**AIM**
Only the pictures are omitted; repeat all other data exactly.
------------------------------
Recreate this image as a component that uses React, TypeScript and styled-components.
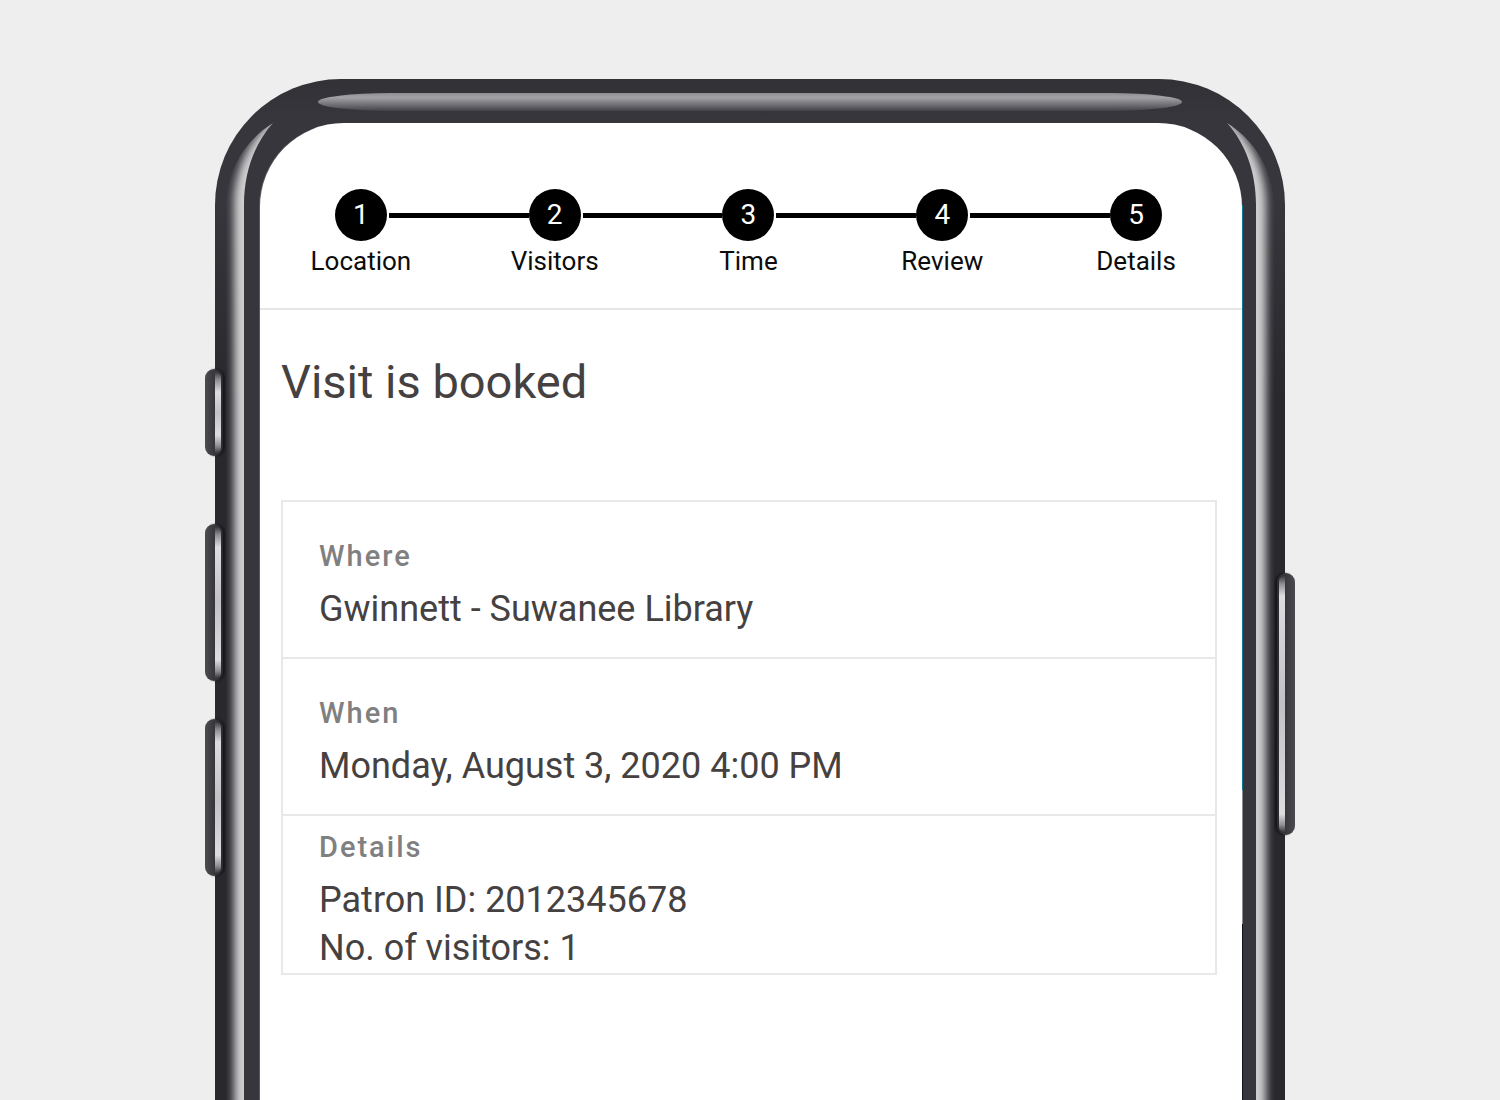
import React from "react";
import styled, { createGlobalStyle } from "styled-components";

const GlobalStyle = createGlobalStyle`
  *, *::before, *::after { box-sizing: border-box; }
  body {
    margin: 0;
    background: #eeeeee;
    font-family: Roboto, "Liberation Sans", sans-serif;
  }
  h1, h2, p, dl, dt, dd, ol { margin: 0; padding: 0; }
`;

const Stage = styled.main`
  display: flex;
  height: 100vh;
  min-height: 1020px;
  padding: 79px 215px 0;
  overflow: hidden;
`;

const Phone = styled.div`
  position: relative;
  flex: 1;
  min-width: 0;
  display: flex;
  padding: 44px 43px 0 45px;
  border-radius: 126px 126px 0 0;
  background: linear-gradient(to bottom, #323136, #37363c 44px, #37363c);
`;

const Screen = styled.div`
  position: relative;
  flex: 1;
  min-width: 0;
  border-radius: 84px 84px 0 0;
  background: #ffffff;
  box-shadow: -1px 0 0 #5a595f;
`;

const ScreenEdge = styled.span`
  position: absolute;
  top: 82px;
  bottom: 0;
  right: -1px;
  width: 1px;
  background: linear-gradient(
    to bottom,
    #12798c 585px,
    #8a8a8d 585px,
    #8a8a8d 719px,
    #0c1220 719px
  );
`;

const TopShine = styled.span`
  position: absolute;
  top: 14px;
  left: 103px;
  right: 103px;
  height: 18px;
  border-radius: 72px / 9px;
  background: linear-gradient(to bottom, #8e8d91, #a3a2a6 25%, #77767b 60%, #434248);
`;

const Rail = styled.svg<{ $side: "left" | "right" }>`
  position: absolute;
  top: 0;
  ${(p) => p.$side}: 0;
  width: 70px;
  height: 1400px;
  transform: ${(p) => (p.$side === "right" ? "scaleX(-1)" : "none")};
`;

const SideKey = styled.span<{ $side: "left" | "right"; $top: number; $length: number }>`
  position: absolute;
  top: ${(p) => p.$top}px;
  ${(p) => p.$side}: -10px;
  width: 18px;
  height: ${(p) => p.$length}px;
  border-radius: 9px;
  transform: ${(p) => (p.$side === "right" ? "scaleX(-1)" : "none")};
  background: linear-gradient(to right, #4c4b50, #39383d 50%, #2b2a2f);
  box-shadow: 2px 0 2px #17161a;

  &::after {
    content: "";
    position: absolute;
    top: 3px;
    bottom: 3px;
    right: 2px;
    width: 6px;
    border-radius: 1px 6px 6px 1px;
    background: linear-gradient(
      to bottom,
      #3a393e,
      #8f8e92 8px,
      #dedcdd 20px,
      #c3c1c6 50%,
      #dedcdd calc(100% - 18px),
      #8f8e92 calc(100% - 7px),
      #3a393e
    );
  }
`;

const Steps = styled.ol`
  display: flex;
  padding: 66px 9px 31px 4px;
  border-bottom: 2px solid #e6e6e7;
  list-style: none;
`;

const Step = styled.li`
  position: relative;
  flex: 1;
  display: flex;
  flex-direction: column;
  align-items: center;
  gap: 4px;

  &:not(:last-child)::after {
    content: "";
    position: absolute;
    top: 24px;
    left: calc(50% + 28px);
    right: calc(26px - 50%);
    height: 5px;
    background: #000000;
  }
`;

const StepNumber = styled.span`
  display: grid;
  place-items: center;
  width: 52px;
  height: 52px;
  border-radius: 50%;
  background: #000000;
  color: #ffffff;
  font-size: 28px;
  line-height: 32px;
`;

const StepLabel = styled.span`
  color: #0c0c0c;
  font-size: 26px;
  line-height: 32px;
`;

const Title = styled.h1`
  padding: 42px 21px;
  color: #464141;
  font-size: 47px;
  font-weight: 400;
  line-height: 60px;
`;

const Summary = styled.dl`
  margin: 46px 25px 0 21px;
  border: 2px solid #e8e8e9;
`;

const Entry = styled.div<{ $compact?: boolean }>`
  padding: ${(p) => (p.$compact ? "13px 36px 1px" : "36px 36px 24px")};

  & + & { border-top: 2px solid #e8e8e9; }
`;

const Term = styled.dt`
  margin-bottom: 11px;
  color: #808080;
  font-size: 29px;
  font-weight: 500;
  letter-spacing: 2px;
  line-height: 36px;
`;

const Value = styled.dd`
  color: #464141;
  font-size: 36px;
  line-height: 48px;
`;

const steps = ["Location", "Visitors", "Time", "Review", "Details"];

const entries = [
  { term: "Where", values: ["Gwinnett - Suwanee Library"] },
  { term: "When", values: ["Monday, August 3, 2020 4:00 PM"] },
  { term: "Details", values: ["Patron ID: 2012345678", "No. of visitors: 1"], compact: true },
];

function RailShine({ side }: { side: "left" | "right" }) {
  const id = `rail-${side}`;
  return (
    <Rail $side={side} viewBox="0 0 70 1400" aria-hidden="true">
      <defs>
        <clipPath id={`${id}-clip`}>
          <path d="M58 44 C39 65 29 94 29 126 V1400 H11 V126 C12 92 29 62 58 44Z" />
        </clipPath>
        <filter id={`${id}-soft`} x="-50" y="-20" width="200" height="1500" filterUnits="userSpaceOnUse">
          <feGaussianBlur stdDeviation="4" />
        </filter>
        <linearGradient id={`${id}-shade`} x1="0" y1="0" x2="0" y2="1">
          <stop offset="0" stopColor="#29282d" stopOpacity="0" />
          <stop offset="1" stopColor="#29282d" />
        </linearGradient>
      </defs>
      <rect x="0" y="120" width="29" height="200" fill={`url(#${id}-shade)`} />
      <rect x="0" y="320" width="29" height="1080" fill="#29282d" />
      <g clipPath={`url(#${id}-clip)`}>
        <path
          d="M66 34 C36 54 19 90 19 126 V1400 H38 V126 C38 94 50 65 68 44Z"
          fill="#cfced0"
          filter={`url(#${id}-soft)`}
        />
      </g>
    </Rail>
  );
}

export default function App() {
  return (
    <>
      <GlobalStyle />
      <Stage>
        <Phone>
          <TopShine />
          <RailShine side="left" />
          <RailShine side="right" />
          <SideKey $side="left" $top={290} $length={87} />
          <SideKey $side="left" $top={445} $length={157} />
          <SideKey $side="left" $top={640} $length={157} />
          <SideKey $side="right" $top={494} $length={262} />
          <Screen>
            <ScreenEdge />
            <Steps>
              {steps.map((label, i) => (
                <Step key={label}>
                  <StepNumber>{i + 1}</StepNumber>
                  <StepLabel>{label}</StepLabel>
                </Step>
              ))}
            </Steps>
            <Title>Visit is booked</Title>
            <Summary>
              {entries.map((entry) => (
                <Entry key={entry.term} $compact={entry.compact}>
                  <Term>{entry.term}</Term>
                  {entry.values.map((value) => (
                    <Value key={value}>{value}</Value>
                  ))}
                </Entry>
              ))}
            </Summary>
          </Screen>
        </Phone>
      </Stage>
    </>
  );
}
------------------------------
**SOLUTION TO THE EXERCISE**
Recreate this image as a component that uses React, TypeScript and styled-components.
import React from "react";
import styled, { createGlobalStyle } from "styled-components";

const GlobalStyle = createGlobalStyle`
  *, *::before, *::after { box-sizing: border-box; }
  body {
    margin: 0;
    background: #eeeeee;
    font-family: Roboto, "Liberation Sans", sans-serif;
  }
  h1, h2, p, dl, dt, dd, ol { margin: 0; padding: 0; }
`;

const Stage = styled.main`
  display: flex;
  height: 100vh;
  min-height: 1020px;
  padding: 79px 215px 0;
  overflow: hidden;
`;

const Phone = styled.div`
  position: relative;
  flex: 1;
  min-width: 0;
  display: flex;
  padding: 44px 43px 0 45px;
  border-radius: 126px 126px 0 0;
  background: linear-gradient(to bottom, #323136, #37363c 44px, #37363c);
`;

const Screen = styled.div`
  position: relative;
  flex: 1;
  min-width: 0;
  border-radius: 84px 84px 0 0;
  background: #ffffff;
  box-shadow: -1px 0 0 #5a595f;
`;

const ScreenEdge = styled.span`
  position: absolute;
  top: 82px;
  bottom: 0;
  right: -1px;
  width: 1px;
  background: linear-gradient(
    to bottom,
    #12798c 585px,
    #8a8a8d 585px,
    #8a8a8d 719px,
    #0c1220 719px
  );
`;

const TopShine = styled.span`
  position: absolute;
  top: 14px;
  left: 103px;
  right: 103px;
  height: 18px;
  border-radius: 72px / 9px;
  background: linear-gradient(to bottom, #8e8d91, #a3a2a6 25%, #77767b 60%, #434248);
`;

const Rail = styled.svg<{ $side: "left" | "right" }>`
  position: absolute;
  top: 0;
  ${(p) => p.$side}: 0;
  width: 70px;
  height: 1400px;
  transform: ${(p) => (p.$side === "right" ? "scaleX(-1)" : "none")};
`;

const SideKey = styled.span<{ $side: "left" | "right"; $top: number; $length: number }>`
  position: absolute;
  top: ${(p) => p.$top}px;
  ${(p) => p.$side}: -10px;
  width: 18px;
  height: ${(p) => p.$length}px;
  border-radius: 9px;
  transform: ${(p) => (p.$side === "right" ? "scaleX(-1)" : "none")};
  background: linear-gradient(to right, #4c4b50, #39383d 50%, #2b2a2f);
  box-shadow: 2px 0 2px #17161a;

  &::after {
    content: "";
    position: absolute;
    top: 3px;
    bottom: 3px;
    right: 2px;
    width: 6px;
    border-radius: 1px 6px 6px 1px;
    background: linear-gradient(
      to bottom,
      #3a393e,
      #8f8e92 8px,
      #dedcdd 20px,
      #c3c1c6 50%,
      #dedcdd calc(100% - 18px),
      #8f8e92 calc(100% - 7px),
      #3a393e
    );
  }
`;

const Steps = styled.ol`
  display: flex;
  padding: 66px 9px 31px 4px;
  border-bottom: 2px solid #e6e6e7;
  list-style: none;
`;

const Step = styled.li`
  position: relative;
  flex: 1;
  display: flex;
  flex-direction: column;
  align-items: center;
  gap: 4px;

  &:not(:last-child)::after {
    content: "";
    position: absolute;
    top: 24px;
    left: calc(50% + 28px);
    right: calc(26px - 50%);
    height: 5px;
    background: #000000;
  }
`;

const StepNumber = styled.span`
  display: grid;
  place-items: center;
  width: 52px;
  height: 52px;
  border-radius: 50%;
  background: #000000;
  color: #ffffff;
  font-size: 28px;
  line-height: 32px;
`;

const StepLabel = styled.span`
  color: #0c0c0c;
  font-size: 26px;
  line-height: 32px;
`;

const Title = styled.h1`
  padding: 42px 21px;
  color: #464141;
  font-size: 47px;
  font-weight: 400;
  line-height: 60px;
`;

const Summary = styled.dl`
  margin: 46px 25px 0 21px;
  border: 2px solid #e8e8e9;
`;

const Entry = styled.div<{ $compact?: boolean }>`
  padding: ${(p) => (p.$compact ? "13px 36px 1px" : "36px 36px 24px")};

  & + & { border-top: 2px solid #e8e8e9; }
`;

const Term = styled.dt`
  margin-bottom: 11px;
  color: #808080;
  font-size: 29px;
  font-weight: 500;
  letter-spacing: 2px;
  line-height: 36px;
`;

const Value = styled.dd`
  color: #464141;
  font-size: 36px;
  line-height: 48px;
`;

const steps = ["Location", "Visitors", "Time", "Review", "Details"];

const entries = [
  { term: "Where", values: ["Gwinnett - Suwanee Library"] },
  { term: "When", values: ["Monday, August 3, 2020 4:00 PM"] },
  { term: "Details", values: ["Patron ID: 2012345678", "No. of visitors: 1"], compact: true },
];

function RailShine({ side }: { side: "left" | "right" }) {
  const id = `rail-${side}`;
  return (
    <Rail $side={side} viewBox="0 0 70 1400" aria-hidden="true">
      <defs>
        <clipPath id={`${id}-clip`}>
          <path d="M58 44 C39 65 29 94 29 126 V1400 H11 V126 C12 92 29 62 58 44Z" />
        </clipPath>
        <filter id={`${id}-soft`} x="-50" y="-20" width="200" height="1500" filterUnits="userSpaceOnUse">
          <feGaussianBlur stdDeviation="4" />
        </filter>
        <linearGradient id={`${id}-shade`} x1="0" y1="0" x2="0" y2="1">
          <stop offset="0" stopColor="#29282d" stopOpacity="0" />
          <stop offset="1" stopColor="#29282d" />
        </linearGradient>
      </defs>
      <rect x="0" y="120" width="29" height="200" fill={`url(#${id}-shade)`} />
      <rect x="0" y="320" width="29" height="1080" fill="#29282d" />
      <g clipPath={`url(#${id}-clip)`}>
        <path
          d="M66 34 C36 54 19 90 19 126 V1400 H38 V126 C38 94 50 65 68 44Z"
          fill="#cfced0"
          filter={`url(#${id}-soft)`}
        />
      </g>
    </Rail>
  );
}

export default function App() {
  return (
    <>
      <GlobalStyle />
      <Stage>
        <Phone>
          <TopShine />
          <RailShine side="left" />
          <RailShine side="right" />
          <SideKey $side="left" $top={290} $length={87} />
          <SideKey $side="left" $top={445} $length={157} />
          <SideKey $side="left" $top={640} $length={157} />
          <SideKey $side="right" $top={494} $length={262} />
          <Screen>
            <ScreenEdge />
            <Steps>
              {steps.map((label, i) => (
                <Step key={label}>
                  <StepNumber>{i + 1}</StepNumber>
                  <StepLabel>{label}</StepLabel>
                </Step>
              ))}
            </Steps>
            <Title>Visit is booked</Title>
            <Summary>
              {entries.map((entry) => (
                <Entry key={entry.term} $compact={entry.compact}>
                  <Term>{entry.term}</Term>
                  {entry.values.map((value) => (
                    <Value key={value}>{value}</Value>
                  ))}
                </Entry>
              ))}
            </Summary>
          </Screen>
        </Phone>
      </Stage>
    </>
  );
}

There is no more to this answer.